Given request = Retype nothing but the lines from the start of the material up to and including the line with "const gainY = (db) => 225 - 17.95 * db;". Pictures don't belong in the copy.

Material =
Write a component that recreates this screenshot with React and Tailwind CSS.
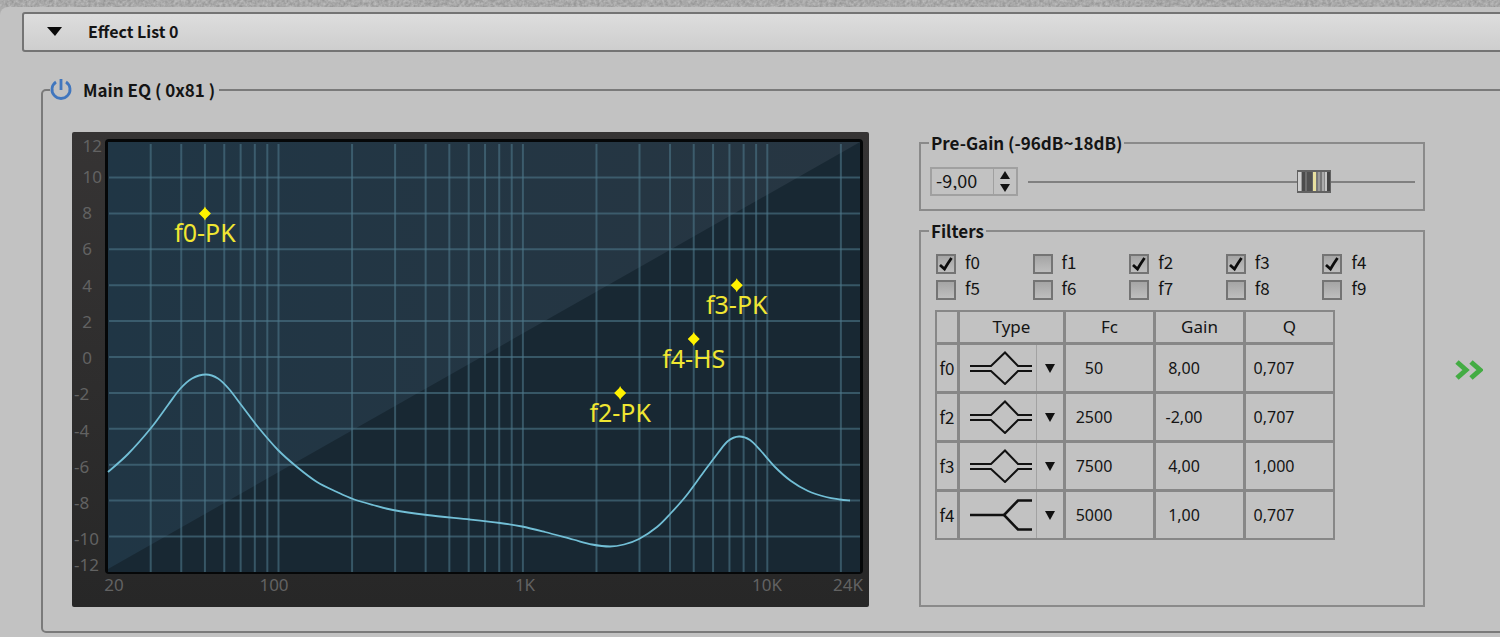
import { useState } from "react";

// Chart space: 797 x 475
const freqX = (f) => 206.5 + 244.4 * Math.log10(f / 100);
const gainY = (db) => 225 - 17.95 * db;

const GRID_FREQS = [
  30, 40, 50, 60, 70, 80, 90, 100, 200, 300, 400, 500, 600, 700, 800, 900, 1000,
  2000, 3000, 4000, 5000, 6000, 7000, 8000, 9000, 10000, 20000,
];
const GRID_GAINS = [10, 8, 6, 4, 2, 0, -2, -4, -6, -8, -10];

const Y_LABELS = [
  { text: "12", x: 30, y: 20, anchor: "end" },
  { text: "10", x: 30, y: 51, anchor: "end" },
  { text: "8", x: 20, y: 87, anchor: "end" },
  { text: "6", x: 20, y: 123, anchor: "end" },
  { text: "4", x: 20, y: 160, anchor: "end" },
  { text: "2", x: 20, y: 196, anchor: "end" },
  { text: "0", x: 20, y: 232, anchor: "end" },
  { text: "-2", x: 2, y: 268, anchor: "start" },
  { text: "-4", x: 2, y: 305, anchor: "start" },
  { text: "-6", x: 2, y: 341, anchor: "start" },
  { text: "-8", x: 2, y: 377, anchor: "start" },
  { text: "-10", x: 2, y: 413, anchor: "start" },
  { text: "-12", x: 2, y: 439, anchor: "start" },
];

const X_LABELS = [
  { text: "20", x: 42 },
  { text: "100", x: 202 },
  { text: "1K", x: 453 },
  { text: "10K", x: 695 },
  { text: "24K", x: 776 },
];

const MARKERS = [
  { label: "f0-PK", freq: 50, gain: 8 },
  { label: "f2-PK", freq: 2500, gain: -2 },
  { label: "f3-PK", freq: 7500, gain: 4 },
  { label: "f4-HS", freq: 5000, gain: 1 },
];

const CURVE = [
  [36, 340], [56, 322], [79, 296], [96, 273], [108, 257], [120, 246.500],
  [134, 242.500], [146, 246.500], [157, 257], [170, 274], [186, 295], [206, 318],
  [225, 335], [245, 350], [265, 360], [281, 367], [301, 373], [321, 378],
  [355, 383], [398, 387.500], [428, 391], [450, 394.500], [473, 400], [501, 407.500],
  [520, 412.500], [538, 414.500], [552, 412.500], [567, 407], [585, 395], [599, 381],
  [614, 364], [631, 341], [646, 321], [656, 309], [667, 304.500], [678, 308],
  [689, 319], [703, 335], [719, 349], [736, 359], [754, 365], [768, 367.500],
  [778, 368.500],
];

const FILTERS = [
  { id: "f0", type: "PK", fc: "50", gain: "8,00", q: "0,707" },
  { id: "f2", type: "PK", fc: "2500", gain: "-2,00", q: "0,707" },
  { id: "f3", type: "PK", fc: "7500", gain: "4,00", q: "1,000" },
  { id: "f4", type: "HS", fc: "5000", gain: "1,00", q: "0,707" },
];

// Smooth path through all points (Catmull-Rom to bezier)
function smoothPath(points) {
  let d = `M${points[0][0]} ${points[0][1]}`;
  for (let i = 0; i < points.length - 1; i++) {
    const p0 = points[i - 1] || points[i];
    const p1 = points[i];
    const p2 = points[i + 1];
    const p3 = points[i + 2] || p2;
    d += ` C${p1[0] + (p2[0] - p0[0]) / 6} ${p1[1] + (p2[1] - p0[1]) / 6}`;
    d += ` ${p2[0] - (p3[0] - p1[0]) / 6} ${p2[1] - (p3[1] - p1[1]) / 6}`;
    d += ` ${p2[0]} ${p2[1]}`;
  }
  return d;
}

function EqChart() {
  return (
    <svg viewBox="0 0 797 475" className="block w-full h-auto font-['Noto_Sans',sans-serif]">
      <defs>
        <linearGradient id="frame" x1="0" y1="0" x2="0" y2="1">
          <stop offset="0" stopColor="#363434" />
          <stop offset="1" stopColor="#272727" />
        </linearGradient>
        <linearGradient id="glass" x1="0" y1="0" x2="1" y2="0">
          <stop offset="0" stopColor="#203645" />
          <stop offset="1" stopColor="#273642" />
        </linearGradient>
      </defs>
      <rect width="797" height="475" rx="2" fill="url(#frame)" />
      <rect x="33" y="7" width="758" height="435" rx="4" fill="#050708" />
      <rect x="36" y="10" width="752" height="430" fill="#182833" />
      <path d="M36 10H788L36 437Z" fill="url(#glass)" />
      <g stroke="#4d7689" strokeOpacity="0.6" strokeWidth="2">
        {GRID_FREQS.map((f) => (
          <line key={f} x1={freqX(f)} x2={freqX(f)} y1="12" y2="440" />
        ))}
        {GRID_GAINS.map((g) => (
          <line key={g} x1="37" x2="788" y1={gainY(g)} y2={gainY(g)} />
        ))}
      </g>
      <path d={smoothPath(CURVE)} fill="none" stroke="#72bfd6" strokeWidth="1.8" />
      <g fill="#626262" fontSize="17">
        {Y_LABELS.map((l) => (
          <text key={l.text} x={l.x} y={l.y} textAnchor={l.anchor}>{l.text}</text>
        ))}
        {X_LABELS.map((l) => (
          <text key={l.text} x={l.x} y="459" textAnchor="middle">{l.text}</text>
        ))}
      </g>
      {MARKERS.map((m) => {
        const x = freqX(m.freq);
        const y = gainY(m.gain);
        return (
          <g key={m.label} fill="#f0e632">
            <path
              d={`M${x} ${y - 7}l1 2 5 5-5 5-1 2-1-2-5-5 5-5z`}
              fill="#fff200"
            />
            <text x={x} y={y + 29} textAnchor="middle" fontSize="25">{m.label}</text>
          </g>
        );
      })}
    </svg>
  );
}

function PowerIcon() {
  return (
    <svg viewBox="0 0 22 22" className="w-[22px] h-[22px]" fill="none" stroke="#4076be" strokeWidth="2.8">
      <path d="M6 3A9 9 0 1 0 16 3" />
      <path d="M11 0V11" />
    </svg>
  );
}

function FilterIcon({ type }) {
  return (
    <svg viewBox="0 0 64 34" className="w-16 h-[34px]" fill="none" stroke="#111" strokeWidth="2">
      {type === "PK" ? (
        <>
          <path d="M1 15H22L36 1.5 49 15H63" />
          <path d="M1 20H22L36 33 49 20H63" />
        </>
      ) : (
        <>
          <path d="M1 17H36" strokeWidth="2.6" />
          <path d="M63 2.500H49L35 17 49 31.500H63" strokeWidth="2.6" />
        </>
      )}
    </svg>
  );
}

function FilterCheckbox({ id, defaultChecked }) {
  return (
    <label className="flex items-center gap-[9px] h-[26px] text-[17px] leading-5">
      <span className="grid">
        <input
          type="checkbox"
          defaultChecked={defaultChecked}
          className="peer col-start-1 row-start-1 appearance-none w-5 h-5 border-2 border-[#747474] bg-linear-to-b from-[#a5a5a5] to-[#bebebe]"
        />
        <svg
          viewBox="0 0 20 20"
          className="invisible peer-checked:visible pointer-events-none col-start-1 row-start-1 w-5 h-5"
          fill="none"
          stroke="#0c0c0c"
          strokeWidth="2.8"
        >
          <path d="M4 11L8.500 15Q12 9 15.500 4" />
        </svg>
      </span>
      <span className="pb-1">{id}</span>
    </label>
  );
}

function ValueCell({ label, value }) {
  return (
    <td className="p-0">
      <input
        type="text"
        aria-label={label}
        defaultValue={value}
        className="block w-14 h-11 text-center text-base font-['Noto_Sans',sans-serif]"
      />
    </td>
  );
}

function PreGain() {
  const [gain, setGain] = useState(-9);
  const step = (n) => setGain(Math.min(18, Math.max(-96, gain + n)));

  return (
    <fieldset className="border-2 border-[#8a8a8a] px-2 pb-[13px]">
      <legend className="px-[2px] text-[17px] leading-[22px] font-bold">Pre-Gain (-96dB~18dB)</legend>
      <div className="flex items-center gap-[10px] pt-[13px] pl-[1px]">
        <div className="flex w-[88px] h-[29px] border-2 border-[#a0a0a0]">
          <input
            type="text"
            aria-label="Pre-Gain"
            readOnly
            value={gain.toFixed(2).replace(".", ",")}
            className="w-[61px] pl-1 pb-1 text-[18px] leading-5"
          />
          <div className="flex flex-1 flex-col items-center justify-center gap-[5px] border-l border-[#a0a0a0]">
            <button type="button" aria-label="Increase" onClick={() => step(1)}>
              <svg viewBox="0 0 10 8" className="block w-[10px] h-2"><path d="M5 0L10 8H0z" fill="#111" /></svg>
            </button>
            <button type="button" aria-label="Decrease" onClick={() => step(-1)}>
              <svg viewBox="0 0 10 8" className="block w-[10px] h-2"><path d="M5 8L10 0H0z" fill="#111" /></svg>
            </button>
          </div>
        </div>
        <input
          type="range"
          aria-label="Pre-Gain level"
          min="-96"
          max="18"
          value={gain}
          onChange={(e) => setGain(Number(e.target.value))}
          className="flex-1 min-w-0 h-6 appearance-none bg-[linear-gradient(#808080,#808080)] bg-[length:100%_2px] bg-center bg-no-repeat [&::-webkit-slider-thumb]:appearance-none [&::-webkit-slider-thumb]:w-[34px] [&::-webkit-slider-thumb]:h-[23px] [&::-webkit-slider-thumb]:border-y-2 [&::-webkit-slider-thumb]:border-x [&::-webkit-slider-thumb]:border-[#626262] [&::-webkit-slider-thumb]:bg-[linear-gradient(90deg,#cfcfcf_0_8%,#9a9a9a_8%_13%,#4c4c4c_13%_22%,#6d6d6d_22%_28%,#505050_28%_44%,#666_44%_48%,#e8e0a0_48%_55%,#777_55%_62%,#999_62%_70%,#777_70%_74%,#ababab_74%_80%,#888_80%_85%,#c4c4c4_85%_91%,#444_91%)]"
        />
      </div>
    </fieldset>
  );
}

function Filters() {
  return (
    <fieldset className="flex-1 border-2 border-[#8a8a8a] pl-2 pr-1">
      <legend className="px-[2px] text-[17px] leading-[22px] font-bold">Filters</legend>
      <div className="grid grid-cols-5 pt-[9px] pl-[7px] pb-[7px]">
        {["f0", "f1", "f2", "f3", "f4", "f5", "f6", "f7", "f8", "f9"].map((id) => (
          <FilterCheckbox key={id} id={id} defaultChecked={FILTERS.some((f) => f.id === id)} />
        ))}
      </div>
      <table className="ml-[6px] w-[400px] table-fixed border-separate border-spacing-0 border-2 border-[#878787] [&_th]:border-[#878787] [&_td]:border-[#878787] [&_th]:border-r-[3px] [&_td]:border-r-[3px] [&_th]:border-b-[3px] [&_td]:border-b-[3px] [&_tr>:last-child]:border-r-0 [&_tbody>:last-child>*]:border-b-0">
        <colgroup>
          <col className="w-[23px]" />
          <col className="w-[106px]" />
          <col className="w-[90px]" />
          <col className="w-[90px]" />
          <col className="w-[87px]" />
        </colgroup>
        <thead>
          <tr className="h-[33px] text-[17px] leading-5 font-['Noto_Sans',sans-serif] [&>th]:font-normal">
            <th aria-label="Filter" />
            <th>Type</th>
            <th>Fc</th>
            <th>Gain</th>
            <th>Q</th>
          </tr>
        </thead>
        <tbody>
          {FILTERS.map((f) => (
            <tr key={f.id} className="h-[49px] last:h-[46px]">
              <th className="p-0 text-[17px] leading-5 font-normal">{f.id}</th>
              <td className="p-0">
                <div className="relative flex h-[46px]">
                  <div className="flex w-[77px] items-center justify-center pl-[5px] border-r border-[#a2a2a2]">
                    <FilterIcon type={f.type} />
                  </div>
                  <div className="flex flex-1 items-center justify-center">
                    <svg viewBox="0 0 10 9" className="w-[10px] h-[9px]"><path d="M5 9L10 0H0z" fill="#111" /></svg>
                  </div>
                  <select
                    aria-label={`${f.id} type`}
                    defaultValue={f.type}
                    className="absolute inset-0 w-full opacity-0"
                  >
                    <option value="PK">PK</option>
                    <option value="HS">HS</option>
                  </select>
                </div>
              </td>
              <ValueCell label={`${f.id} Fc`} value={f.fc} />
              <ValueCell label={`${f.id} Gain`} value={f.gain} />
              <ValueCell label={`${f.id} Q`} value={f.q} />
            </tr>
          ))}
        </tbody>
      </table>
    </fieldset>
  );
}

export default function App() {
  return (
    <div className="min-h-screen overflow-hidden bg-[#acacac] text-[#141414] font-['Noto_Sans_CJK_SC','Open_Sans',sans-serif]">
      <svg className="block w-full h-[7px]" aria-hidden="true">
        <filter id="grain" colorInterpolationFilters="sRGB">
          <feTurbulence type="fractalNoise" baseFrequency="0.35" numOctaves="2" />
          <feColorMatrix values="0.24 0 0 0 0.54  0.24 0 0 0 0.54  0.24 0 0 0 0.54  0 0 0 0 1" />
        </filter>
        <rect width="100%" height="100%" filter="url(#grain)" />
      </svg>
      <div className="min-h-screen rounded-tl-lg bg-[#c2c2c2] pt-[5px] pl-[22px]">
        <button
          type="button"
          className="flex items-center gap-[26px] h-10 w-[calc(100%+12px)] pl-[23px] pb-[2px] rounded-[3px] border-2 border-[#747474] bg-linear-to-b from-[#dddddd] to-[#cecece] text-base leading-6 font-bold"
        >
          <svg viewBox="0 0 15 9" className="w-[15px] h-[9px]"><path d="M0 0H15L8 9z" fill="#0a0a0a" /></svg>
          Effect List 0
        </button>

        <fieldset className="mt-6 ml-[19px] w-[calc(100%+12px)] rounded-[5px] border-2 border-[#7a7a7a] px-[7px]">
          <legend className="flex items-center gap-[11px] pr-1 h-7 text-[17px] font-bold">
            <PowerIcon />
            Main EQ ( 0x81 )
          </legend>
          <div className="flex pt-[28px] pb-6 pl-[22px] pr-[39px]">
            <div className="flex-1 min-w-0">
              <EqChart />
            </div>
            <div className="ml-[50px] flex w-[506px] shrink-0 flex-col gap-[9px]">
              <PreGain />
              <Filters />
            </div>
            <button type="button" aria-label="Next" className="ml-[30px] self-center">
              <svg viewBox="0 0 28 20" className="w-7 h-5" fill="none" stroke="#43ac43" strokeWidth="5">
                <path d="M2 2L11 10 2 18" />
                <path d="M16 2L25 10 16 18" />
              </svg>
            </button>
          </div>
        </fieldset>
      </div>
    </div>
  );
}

Task output =
Write a component that recreates this screenshot with React and Tailwind CSS.
import { useState } from "react";

// Chart space: 797 x 475
const freqX = (f) => 206.5 + 244.4 * Math.log10(f / 100);
const gainY = (db) => 225 - 17.95 * db;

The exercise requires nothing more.